What is asked: Repeat the lines below exactly as they appear, but leave out the images.

================================

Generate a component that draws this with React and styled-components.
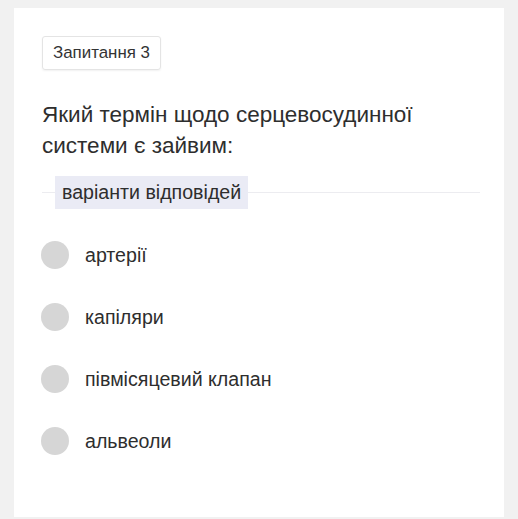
import React from "react";
import styled, { createGlobalStyle } from "styled-components";

const Global = createGlobalStyle`
  html, body { margin: 0; padding: 0; background: #f1f1f1; }
  body { font-family: "Liberation Sans", Arial, Helvetica, sans-serif; color: #2e2e2e; }
`;

const Page = styled.div`
  padding: 8px 14px 2px 14px;
`;

const Card = styled.div`
  width: 490px;
  height: 509px;
  box-sizing: border-box;
  background: #ffffff;
  padding: 28px 24px 0 28px;
  display: flex;
  flex-direction: column;
  align-items: flex-start;
`;

const Badge = styled.div`
  height: 34px;
  box-sizing: border-box;
  padding: 0 10px;
  display: flex;
  align-items: center;
  font-size: 16.9px;
  color: #333;
  border: 1px solid #e4e4e4;
  border-radius: 3px;
  box-shadow: 0 1px 2px rgba(0, 0, 0, 0.06);
`;

const Question = styled.div`
  margin-top: 29px;
  font-size: 22.5px;
  line-height: 31px;
  color: #2e2e2e;
`;

const LegendRow = styled.div`
  margin-top: 15px;
  align-self: stretch;
  display: flex;
  align-items: center;
`;

const Rule = styled.div`
  height: 1px;
  background: #ececf0;
  width: ${(p) => (p.$grow ? "auto" : "13px")};
  flex: ${(p) => (p.$grow ? "1" : "none")};
`;

const Legend = styled.div`
  height: 33px;
  display: flex;
  align-items: center;
  padding: 0 7px;
  background: #eaebf5;
  font-size: 19.6px;
  color: #2e2e2e;
`;

const Options = styled.div`
  margin-top: 15px;
  display: flex;
  flex-direction: column;
`;

const Option = styled.div`
  height: 62px;
  display: flex;
  align-items: center;
  gap: 16px;
  font-size: 19.6px;
  color: #2e2e2e;
`;

const Radio = styled.span`
  width: 28px;
  height: 28px;
  border-radius: 50%;
  background: #d6d6d6;
  flex: none;
  margin-left: -1px;
`;

const options = ["артерії", "капіляри", "півмісяцевий клапан", "альвеоли"];

export default function App() {
  return (
    <>
      <Global />
      <Page>
        <Card>
          <Badge>Запитання 3</Badge>
          <Question>
            Який термін щодо серцевосудинної
            <br />
            системи є зайвим:
          </Question>
          <LegendRow>
            <Rule />
            <Legend>варіанти відповідей</Legend>
            <Rule $grow />
          </LegendRow>
          <Options>
            {options.map((o) => (
              <Option key={o}>
                <Radio />
                {o}
              </Option>
            ))}
          </Options>
        </Card>
      </Page>
    </>
  );
}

================================

Problem solution:
Generate a component that draws this with React and styled-components.
import React from "react";
import styled, { createGlobalStyle } from "styled-components";

const Global = createGlobalStyle`
  html, body { margin: 0; padding: 0; background: #f1f1f1; }
  body { font-family: "Liberation Sans", Arial, Helvetica, sans-serif; color: #2e2e2e; }
`;

const Page = styled.div`
  padding: 8px 14px 2px 14px;
`;

const Card = styled.div`
  width: 490px;
  height: 509px;
  box-sizing: border-box;
  background: #ffffff;
  padding: 28px 24px 0 28px;
  display: flex;
  flex-direction: column;
  align-items: flex-start;
`;

const Badge = styled.div`
  height: 34px;
  box-sizing: border-box;
  padding: 0 10px;
  display: flex;
  align-items: center;
  font-size: 16.9px;
  color: #333;
  border: 1px solid #e4e4e4;
  border-radius: 3px;
  box-shadow: 0 1px 2px rgba(0, 0, 0, 0.06);
`;

const Question = styled.div`
  margin-top: 29px;
  font-size: 22.5px;
  line-height: 31px;
  color: #2e2e2e;
`;

const LegendRow = styled.div`
  margin-top: 15px;
  align-self: stretch;
  display: flex;
  align-items: center;
`;

const Rule = styled.div`
  height: 1px;
  background: #ececf0;
  width: ${(p) => (p.$grow ? "auto" : "13px")};
  flex: ${(p) => (p.$grow ? "1" : "none")};
`;

const Legend = styled.div`
  height: 33px;
  display: flex;
  align-items: center;
  padding: 0 7px;
  background: #eaebf5;
  font-size: 19.6px;
  color: #2e2e2e;
`;

const Options = styled.div`
  margin-top: 15px;
  display: flex;
  flex-direction: column;
`;

const Option = styled.div`
  height: 62px;
  display: flex;
  align-items: center;
  gap: 16px;
  font-size: 19.6px;
  color: #2e2e2e;
`;

const Radio = styled.span`
  width: 28px;
  height: 28px;
  border-radius: 50%;
  background: #d6d6d6;
  flex: none;
  margin-left: -1px;
`;

const options = ["артерії", "капіляри", "півмісяцевий клапан", "альвеоли"];

export default function App() {
  return (
    <>
      <Global />
      <Page>
        <Card>
          <Badge>Запитання 3</Badge>
          <Question>
            Який термін щодо серцевосудинної
            <br />
            системи є зайвим:
          </Question>
          <LegendRow>
            <Rule />
            <Legend>варіанти відповідей</Legend>
            <Rule $grow />
          </LegendRow>
          <Options>
            {options.map((o) => (
              <Option key={o}>
                <Radio />
                {o}
              </Option>
            ))}
          </Options>
        </Card>
      </Page>
    </>
  );
}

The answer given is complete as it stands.